Si en el mundo hay algo realmente difícil y que, sin embargo, nos sentimos preparados, es en el arte de criticar. Arte endiabladamente complejo y que se convierte en injusticia el noventa y nueve por ciento de las veces que lo usamos y en el que nos embarcamos casi a diario con total frivolidad.
Es uno de nuestros deportes favoritos. Critican los hijos a los padres, los padres a los hijos, los vecinos a los demás vecinos, los gobernados a los gobernantes, los incrédulos a los creyentes, los creyentes al Obispo de Cádiz, los españoles a los españoles, los franceses a todo el resto del mundo. No hay persona que llegue a la noche que no haya derramado ó recibido –sabiéndolo ó sin saber-, media docena de rociadas críticas al día.
Y lo curioso es que esto de la crítica se suele presentar en la actualidad no sólo como un derecho sino también como un mérito.
Una persona que viva en “postura crítica” ó que esté en el “sector crítico”, se considera ya un privilegiado.
Mantener “una actitud crítica” se considera ya como la cima de la perfección. Y, sin embargo, cuanta falsedad y mediocridad se esconde a veces en tan bonitas palabras.

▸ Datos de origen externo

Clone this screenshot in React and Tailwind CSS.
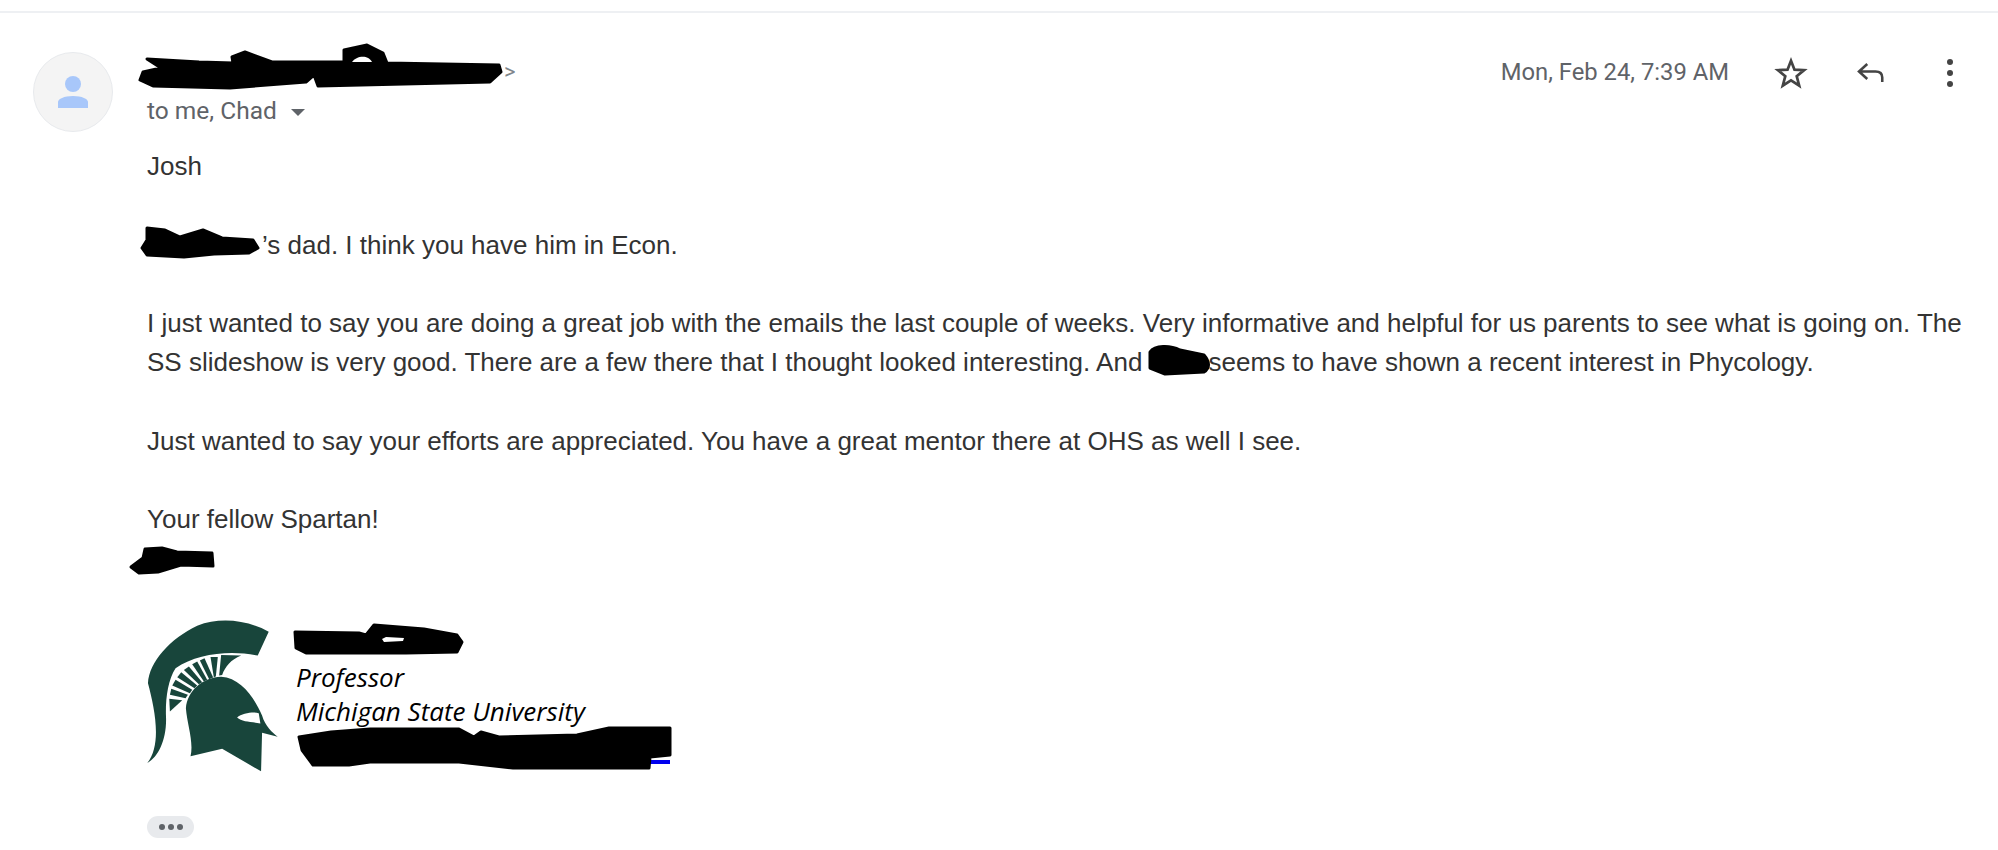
function Logo() {
  return (
    <svg viewBox="50 22 392 460" className="h-[153px] w-[131px] shrink-0">
      <g fill="#18453b">
        <path d="M50 455C95 400 72 290 52 215C55 150 120 80 200 42C270 15 350 25 415 60L382 132C300 115 200 125 135 170C112 205 105 260 106 310C110 380 85 435 50 455Z" />
        <path d="M116 262L155 266L118 300Z" />
        <path d="M122 232L172 250L165 260L118 250Z" />
        <path d="M135 205L185 235L178 245L125 222Z" />
        <path d="M152 182L200 222L192 230L140 197Z" />
        <path d="M175 165L215 212L205 218L160 175Z" />
        <path d="M200 150L230 205L220 210L185 158Z" />
        <path d="M222 140L248 198L236 203L208 147Z" />
        <path d="M240 136L262 136L256 195L250 197Z" />
        <path d="M272 130L332 132C300 145 285 165 275 190L266 192Z" />
        <path d="M180 435C190 390 170 340 166 290C170 240 215 198 272 196C330 200 370 255 395 312C405 345 425 362 442 376L395 364L392 480L275 412Z" />
      </g>
      <path d="M320 318C335 305 370 300 385 305L390 336C360 330 335 332 320 318Z" fill="#fff" />
    </svg>
  );
}

// the black marker scribbles lying over the text
function Redactions() {
  return (
    <svg className="pointer-events-none absolute left-0 top-0 h-[850px] w-[1998px]" viewBox="0 0 1998 850">
      <g stroke="#000" strokeWidth="3" strokeLinejoin="round">
        <path d="M147 59L199 62L233 63L232 57L245 52L272 62L344 62L344 50L367 45L383 53L387 63L499 65L501 72L490 82L318 86L314 75L306 82L230 88L153 86L140 80L143 72L161 68Z" />
        <path d="M147 228L165 230L180 237L203 230L222 238L253 240L258 248L249 253L214 254L184 257L147 255L142 248L147 240Z" />
        <path d="M1150 352C1155 345 1170 345 1180 350L1204 355C1210 362 1210 368 1204 372L1165 374L1150 368Z" />
        <path d="M131 567L143 558L145 549L162 548L177 552L212 553L213 566L181 565L158 572L139 573Z" />
        <path d="M295 632L359 633L366 635L374 625L424 629L457 635L462 642L457 652L406 653L306 653L296 648Z" />
        <path d="M299 737L331 732L370 729L459 729L474 737L481 732L499 737L577 735L609 728L670 728L670 755L650 757L649 768L513 768L459 762L370 762L349 765L313 765L302 750Z" />
      </g>
      <path d="M382 639L386 637L404 638L403 641L384 642Z" fill="#fff" />
      <path d="M352 62C356 56 368 54 372 62Z" fill="#fff" />
    </svg>
  );
}

export default function App() {
  return (
    <div className="relative h-[850px] w-full overflow-hidden bg-white pt-[11px] font-['Liberation_Sans',sans-serif] text-[26px] leading-[39.25px] text-[#333]">
      <div className="h-[2px] bg-[#eef0f3]" />
      <div className="flex pl-[33px] pr-[20px] pt-[39px]">
        <div className="flex h-[80px] w-[80px] shrink-0 items-center justify-center rounded-full border border-[#e8eaed] bg-[#f4f4f4]">
          <svg viewBox="0 0 32 32" className="h-[32px] w-[32px]" fill="#a8c7fa">
            <circle cx="16" cy="8" r="8" />
            <path d="M1 32V26C1 23 7 20 16 20S31 23 31 26V32Z" />
          </svg>
        </div>
        <div className="ml-[34px] min-w-0 flex-1">
          <div className="flex items-start justify-between">
            <div>
              <div className="h-[40px] pl-[357px] font-['Roboto',sans-serif] text-[22px] leading-[40px] text-[#80868b]">&gt;</div>
              <div className="flex h-[38px] items-center font-['Roboto',sans-serif] text-[24.5px] text-[#5f6368]">
                to me, Chad
                <span className="ml-[14px] mt-[2px] h-0 w-0 border-x-[7px] border-t-[7px] border-x-transparent border-t-[#5f6368]" />
              </div>
            </div>
            <div className="flex items-center pr-[16px] pt-[1px] text-[#5f6368]">
              <span className="mr-[43px] font-['Roboto',sans-serif] text-[23.8px]">Mon, Feb 24, 7:39 AM</span>
              <svg viewBox="0 0 24 24" className="h-[38px] w-[38px]" fill="none" stroke="#444" strokeWidth="1.7">
                <path d="M12 4.2L14.2 9.9L20.3 10.2L15.6 14L17.2 20L12 16.7L6.8 20L8.4 14L3.7 10.2L9.8 9.9Z" />
              </svg>
              <svg viewBox="0 0 24 24" className="ml-[43px] h-[36px] w-[36px]" fill="none" stroke="#444" strokeWidth="1.7">
                <path d="M9.5 6L4 11L9.5 16M4 11H15C18 11 19.5 12.5 19.5 15V18" />
              </svg>
              <svg viewBox="0 0 24 36" className="ml-[49px] h-[36px] w-[24px]" fill="#444">
                <circle cx="12" cy="7" r="3" />
                <circle cx="12" cy="18" r="3" />
                <circle cx="12" cy="29" r="3" />
              </svg>
            </div>
          </div>
          <div className="mt-[17px]">Josh</div>
          <div className="mt-[39.25px]">
            <span className="inline-block w-[115px]" />’s dad. I think you have him in Econ.
          </div>
          <div className="mt-[39.25px]">
            I just wanted to say you are doing a great job with the emails the last couple of weeks. Very informative and helpful for us parents to see what is going on. The SS slideshow is very good. There are a few there that I thought looked interesting. And <span className="inline-block w-[59px]" />seems to have shown a recent interest in Phycology.
          </div>
          <div className="mt-[39.25px]">Just wanted to say your efforts are appreciated. You have a great mentor there at OHS as well I see.</div>
          <div className="mt-[39.25px]">Your fellow Spartan!</div>
          <div className="h-[39px]" />
          <div className="mt-[40px] flex">
            <Logo />
            <div className="ml-[18px] pt-[41px] font-['Open_Sans',sans-serif] text-[26px] italic leading-[34px] text-black">
              <div>Professor</div>
              <div>Michigan State University</div>
              <div className="mt-[32px] ml-[354px] h-[4px] w-[20px] bg-[#0000ee]" />
            </div>
          </div>
          <div className="mt-[44px] flex h-[22px] w-[47px] items-center justify-center gap-[3px] rounded-full bg-[#e8eaed]">
            <span className="h-[6px] w-[6px] rounded-full bg-[#5f6368]" />
            <span className="h-[6px] w-[6px] rounded-full bg-[#5f6368]" />
            <span className="h-[6px] w-[6px] rounded-full bg-[#5f6368]" />
          </div>
        </div>
      </div>
      <Redactions />
    </div>
  );
}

Pero la crítica no es, como se piensa, decir sólo lo malo de quien se juzga, sino valorar cuánto tiene de bueno y cuánto de malo.
Muchos de los se creen críticos son simplemente diablos. Lo que hacen es acusar, calumniar, diabolizar. Es decir, destruir.
El crítico de verdad es el que juzga porque ama aquello que está criticando y porque quiere ayudar a mejorar. Critica para empujar hacia arriba. No goza criticando porque él, al criticar también se embarca en el tema. Y él también fracasaría si lo criticado no acaba mejorando.
Y en esta crítica constructiva, me duele decir como nuestra ciudad va perdiendo cada día su personalidad. La ciudad está llena de obras que vienen a ser meros chapuces, desde la Avenida de Diputación hasta cualquiera de las obras del centro en las que como mucho hay dos o tres trabajadores en ellas y una ciudad enteramente colapsada. La verdad es que da pena.